Harry has been documenting American life since I was a very young man, (he was no oldster at the time either), even though he’s a born and bred Glaswegian who started working for Fleet Street tabloids. He came to New York for the first time on assignment with the Beatles who made their stupendous debut for an American audience (on “The Ed Sullivan Show”).
Harry's photograph of The Beatles on The Ed Sullivan Show (1964).
If you get a book of his work – and there are several – you’ll be amazed at how many of the photos are familiar to you. Because he taps a nerve, an American nerve, with his eye.  I’ve watched him work. There’s nothing to watch. He just sits there or stands there and seems indifferent to the event or the location or the subjects. He’s only there to take the picture.

Harry Benson, Ethel Kennedy, Los Angeles, 1968.
He pays most attention to his camera. You could even imagine that he’s only there to take care of the camera. And when he takes a shot it doesn’t look any different from anybody pressing the button on their camera. He just happens to bring the camera up to his eye and then he snaps  it.

But then you see the picture, and you’re amazed at its distinction, and fascinated. And how he caught it all in the image. It’s an indifferent (although not cold) eye to one observing him working, but the result is powerful and unforgettable: (for example) Ethel Kennedy holding up her hand to block the lens from seeing her bloodied husband on the floor in the dining room of the Ambassador hotel in Los Angeles, with the senator’s bleeding head in the background. Life, both raw and silky; sweet and harsh. The man behind the lens is still the boy from Glasgow who learned early that if you wanted to earn a living you had to work, and work hard.

Also in the room were Jill and Harry Kargman and their three. I hesitate calling them children because one of their daughters is in boarding school and another one is close at a school here in the city. But it looked like a family, through and through. They were at table together and conversing (sans cell phones, etc.). I’d never seen Jill with her family before, and certainly not in a relaxed atmosphere. On stage she’s one of the funniest, most talented writer-comediennes in New York. At table last night at Sette Mezzo I was watching Mother. She’s devoted and you can see it. I think these kids prove to her how lucky she is. I got the feeling her husband Harry feels the same. I’m gushing but it’s sweet to see, and precious anytime, but definitely right now.
Safe to say Jill's children share their mother's sense of humor.
The conversations around me were related to the Judge Kavanaugh business in Washington. It sounds like a lose-lose situation for everyone including the nominee. I know very little about him, and not enough about the legal matters that define him. I would not be surprised to learn that almost everybody I know including the media people who have a lot to say about him, know very little about him. Because that is the nature of these things these days. Knowledge is subservient to Opinion. And everyone has one. At least everyone who has a cell phone.

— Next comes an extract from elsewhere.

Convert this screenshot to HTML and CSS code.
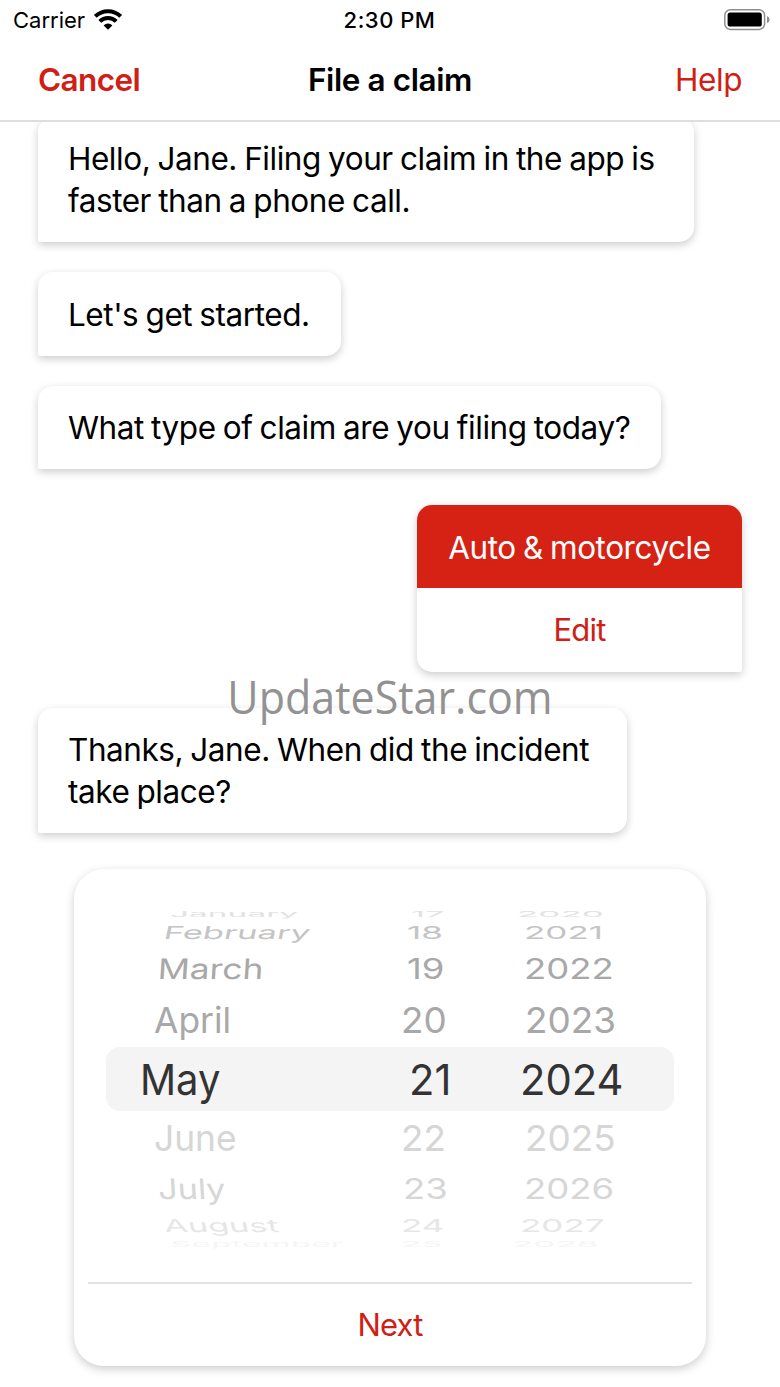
FILE: index.html
```html
<!DOCTYPE html>
<html lang="en">
  <head>
    <meta charset="utf-8">
    <title>File a claim</title>
    <link rel="stylesheet" href="styles.css">
  </head>
  <body>
    <header class="header">
      <div class="status-bar">
        <div class="carrier">
          <span>Carrier</span>
          <svg width="28" height="22" viewBox="0 0 28 22" fill="none" stroke="#000" stroke-width="4">
            <path d="M1.3 7.4A18 18 0 0 1 26.7 7.4" />
            <path d="M5.8 12.4A11.6 11.6 0 0 1 22.2 12.4" />
            <path d="M14 20.8l-4.4-4.4a6.2 6.2 0 0 1 8.8 0z" fill="#000" stroke="none" />
          </svg>
        </div>
        <div class="time">2:30 PM</div>
        <svg class="battery" width="46" height="22" viewBox="0 0 46 22">
          <rect x="0.8" y="0.8" width="39.8" height="19.6" rx="5.5" fill="#fff" stroke="#8e8e8e" stroke-width="1.5" />
          <rect x="3.6" y="3.6" width="34.2" height="14" rx="2.6" />
          <path d="M43 7q2.6 1 2.6 3.6T43 14.2z" fill="#8e8e8e" />
        </svg>
      </div>
      <nav class="nav">
        <a class="cancel">Cancel</a>
        <h1>File a claim</h1>
        <a class="help">Help</a>
      </nav>
    </header>

    <main class="chat">
      <div class="bubble greeting">Hello, Jane. Filing your claim in the app is faster than a phone call.</div>
      <div class="bubble">Let's get started.</div>
      <div class="bubble">What type of claim are you filing today?</div>

      <div class="answer">
        <div class="answer-text">Auto &amp; motorcycle</div>
        <a class="edit">Edit</a>
      </div>

      <div class="bubble question">Thanks, Jane. When did the incident take place?</div>

      <div class="picker">
        <div class="wheel">
          <div class="row up4"><span>January</span><span>17</span><span>2020</span></div>
          <div class="row up3"><span>February</span><span>18</span><span>2021</span></div>
          <div class="row up2"><span>March</span><span>19</span><span>2022</span></div>
          <div class="row up1"><span>April</span><span>20</span><span>2023</span></div>
          <div class="row selected"><span>May</span><span>21</span><span>2024</span></div>
          <div class="row down1"><span>June</span><span>22</span><span>2025</span></div>
          <div class="row down2"><span>July</span><span>23</span><span>2026</span></div>
          <div class="row down3"><span>August</span><span>24</span><span>2027</span></div>
          <div class="row down4"><span>September</span><span>25</span><span>2028</span></div>
        </div>
        <a class="next">Next</a>
      </div>
    </main>

    <div class="watermark">UpdateStar.com</div>
  </body>
</html>
```
FILE: styles.css
```css
* {
  box-sizing: border-box;
}

body {
  position: relative;
  width: 780px;
  height: 1387px;
  margin: 0;
  overflow: hidden;
  background-color: #fff;
  color: #000;
  font-family: Inter, "Liberation Sans", sans-serif;
  font-size: 31.5px;
  letter-spacing: -0.45px;
  word-spacing: -1.2px;
}

.header {
  position: relative;
  z-index: 1;
  height: 122px;
  border-bottom: 2px solid #dedede;
  background-color: #fff;
}

.status-bar {
  display: grid;
  grid-template-columns: 1fr auto 1fr;
  align-items: center;
  height: 39px;
  padding: 0 10px 0 13px;
  font-size: 22px;
  letter-spacing: 0;
  word-spacing: 0;
}

.carrier {
  display: flex;
  align-items: center;
  gap: 9px;
}

.time {
  margin-right: 4px;
  font-weight: 500;
  letter-spacing: 0.5px;
}

.battery {
  justify-self: end;
}

.nav {
  display: grid;
  grid-template-columns: 1fr auto 1fr;
  align-items: center;
  height: 80px;
  padding: 0 38px;
}

.nav h1 {
  margin: 0;
  font-size: 31.5px;
  font-weight: 600;
  letter-spacing: -0.4px;
  word-spacing: 0;
}

.cancel,
.help,
.edit,
.next {
  color: #d02015;
}

.cancel {
  font-weight: 600;
  letter-spacing: -0.6px;
}

.help {
  text-align: right;
}

.edit,
.next {
  display: block;
  font-size: 31px;
  letter-spacing: -0.8px;
}

.chat {
  display: flex;
  flex-direction: column;
  align-items: flex-start;
  margin-top: -5.5px;
  padding: 0 38px;
}

.bubble {
  margin-bottom: 30px;
  padding: 21.5px 31px 20px 30px;
  border-radius: 15px 15px 15px 2px;
  background-color: #fff;
  box-shadow: 0 3px 8px rgba(0, 0, 0, 0.2);
  line-height: 42px;
}

.greeting {
  width: 656px;
}

.question {
  width: 589px;
}

.answer {
  align-self: flex-end;
  width: 325px;
  margin: 6px 0 36px;
  border-radius: 15px 15px 2px 15px;
  overflow: hidden;
  background-color: #fff;
  box-shadow: 0 3px 8px rgba(0, 0, 0, 0.2);
  line-height: 83.25px;
  text-align: center;
}

.answer-text {
  padding-top: 1px;
  height: 83.25px;
  background-color: #d62214;
  color: #fff;
}

.picker {
  align-self: center;
  width: 632px;
  height: 497px;
  margin-top: 6px;
  padding: 40px 14px 0;
  border-radius: 30px;
  background-color: #fff;
  box-shadow: 0 3px 10px rgba(0, 0, 0, 0.2);
}

.wheel {
  height: 375px;
  border-bottom: 2px solid #e2e2e2;
  letter-spacing: 0;
}

.row {
  display: grid;
  margin: 0 18px;
  font-size: 38px;
}

.row span {
  justify-self: start;
  transform: scale(var(--sx, 0.97), var(--sy, 1)) skewX(var(--skew, 0deg));
  transform-origin: left center;
}

.row span:first-child {
  --sx: 0.93;
}

.selected {
  grid-template-columns: 269px 111px 1fr;
  padding-left: 34px;
  border-radius: 14px;
  background-color: #f4f4f4;
  color: #333;
  font-size: 43px;
  line-height: 64px;
}

.up1,
.down1 {
  --sy: 0.94;
  grid-template-columns: 247px 124px 1fr;
  padding-left: 48px;
  line-height: 54px;
}

.up2,
.down2 {
  --sy: 0.74;
  --sx: 0.96;
  grid-template-columns: 245px 121px 1fr;
  padding-left: 52px;
  line-height: 48px;
}

.up2 {
  grid-template-columns: 249px 117px 1fr;
}

.up2 span:first-child {
  --skew: -3deg;
}

.down2 span:first-child {
  --sx: 0.9;
  --skew: 3deg;
}

.up3,
.down3 {
  --sy: 0.47;
  --sx: 0.92;
  grid-template-columns: 243px 117px 1fr;
  padding-left: 58px;
}

.up3 span:first-child {
  --sx: 0.91;
  --skew: -6deg;
}

.down3 {
  grid-template-columns: 237px 119px 1fr;
}

.down3 span:first-child {
  --sx: 0.9;
  --skew: 6deg;
}

.up4,
.down4 {
  --sy: 0.2;
  --sx: 0.92;
  grid-template-columns: 241px 106px 1fr;
  padding-left: 64px;
}

.down4 {
  grid-template-columns: 230px 112px 1fr;
}

.up4 span:first-child,
.down4 span:first-child {
  --sx: 0.88;
}

.up1,
.up2 {
  color: #a8a8a8;
}

.up3 {
  color: #c4c4c4;
  line-height: 26px;
}

.up4 {
  color: #e2e2e2;
  line-height: 10px;
}

.down1,
.down2 {
  color: #d6d6d6;
}

.down3 {
  color: #e6e6e6;
  line-height: 24px;
}

.down4 {
  color: #f5f5f5;
  line-height: 14px;
}

.next {
  line-height: 81px;
  text-align: center;
}

.watermark {
  position: absolute;
  top: 664px;
  left: 0;
  width: 780px;
  color: #929292;
  font-family: "Open Sans", "Noto Sans", sans-serif;
  font-size: 46px;
  letter-spacing: 0;
  line-height: 64px;
  text-align: center;
  transform: scaleX(0.935);
}
```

It is impossible to conclude in advance how any man or  woman would think about matters under the terms of the Supreme Court. We think of the Supreme Court – ideally at least – as ABOVE it all; but maintaining fairness and justice. These simple words are no small matters in the Scheme of Things. And, at the end of the day, all of these members of this exalted court, are just ordinary men and women, like you and me. Whether they believe it (or you believe it) or not. They may behave otherwise amongst others because the power of position does that to people. But when they go home and shut the door and their back is aching or their stomach is bothering them or their hair is falling out or their maid or their wife or their Uncle Oscar is acting up: they’re just like the rest of us. Potentially off the wall.

Meanwhile, to get back to Harry. He doesn’t work very much these days. I guess you could call him “retired” although there is nothing retiring about him. Gigi keeps him busy creating new books of his vast works, as well as promoting them.

"Harry Benson Kings and Queens” opening on October 5th. Pictured: Harry's photograph of Bobby Fischer in Buenos Aires, 1971. Collection of the World Chess Hall of Fame.
They’re going to Monaco soon where the Robert F. Kennedy Human Rights Italy is celebrating its 50th anniversary at a gala where they are honoring Harry as well as Prince Albert of Monaco and Alessandro Benetton. Harry photographed RFK and his family in the 1960s on holiday, as well as the senator’s Presidential campaign, and has continued to document the Kennedy children and grandchildren over the years.

He still goes out with his camera if he can be coaxed for the right reasons such as a personal interest or occasions that might amuse or interest him. For example he was in St. Louis last month at the World Chess Hall of Fame. Why the World Chess Hall of Fame?

On October 5th, there will be an exhibition opening of Harry’s photographs. The show will be called “Kings and Queens” – the scope of which will include vintage photographs of Chess champion Bobby Fischer, as well as photographs of kings and queens including Queen Elizabeth II, and the King of Pop, Michael Jackson

When he was out there, there was a chess tournament called the Sinquefield Cup which is named for a man named Rex Sinquefield who founded the World Chess Hall of Fame. The match leads up to the World Championship Chess Match in November. Harry photographed this match as the two contenders for World Champion – Fabiano Caruana from the United States and Magnus Carlsen from Norway – were in competition.
Harry photographing the American champion Fabiano Caruana at the World Chess Hall of Fame in St Louis. Photograph by Jonathan Delano.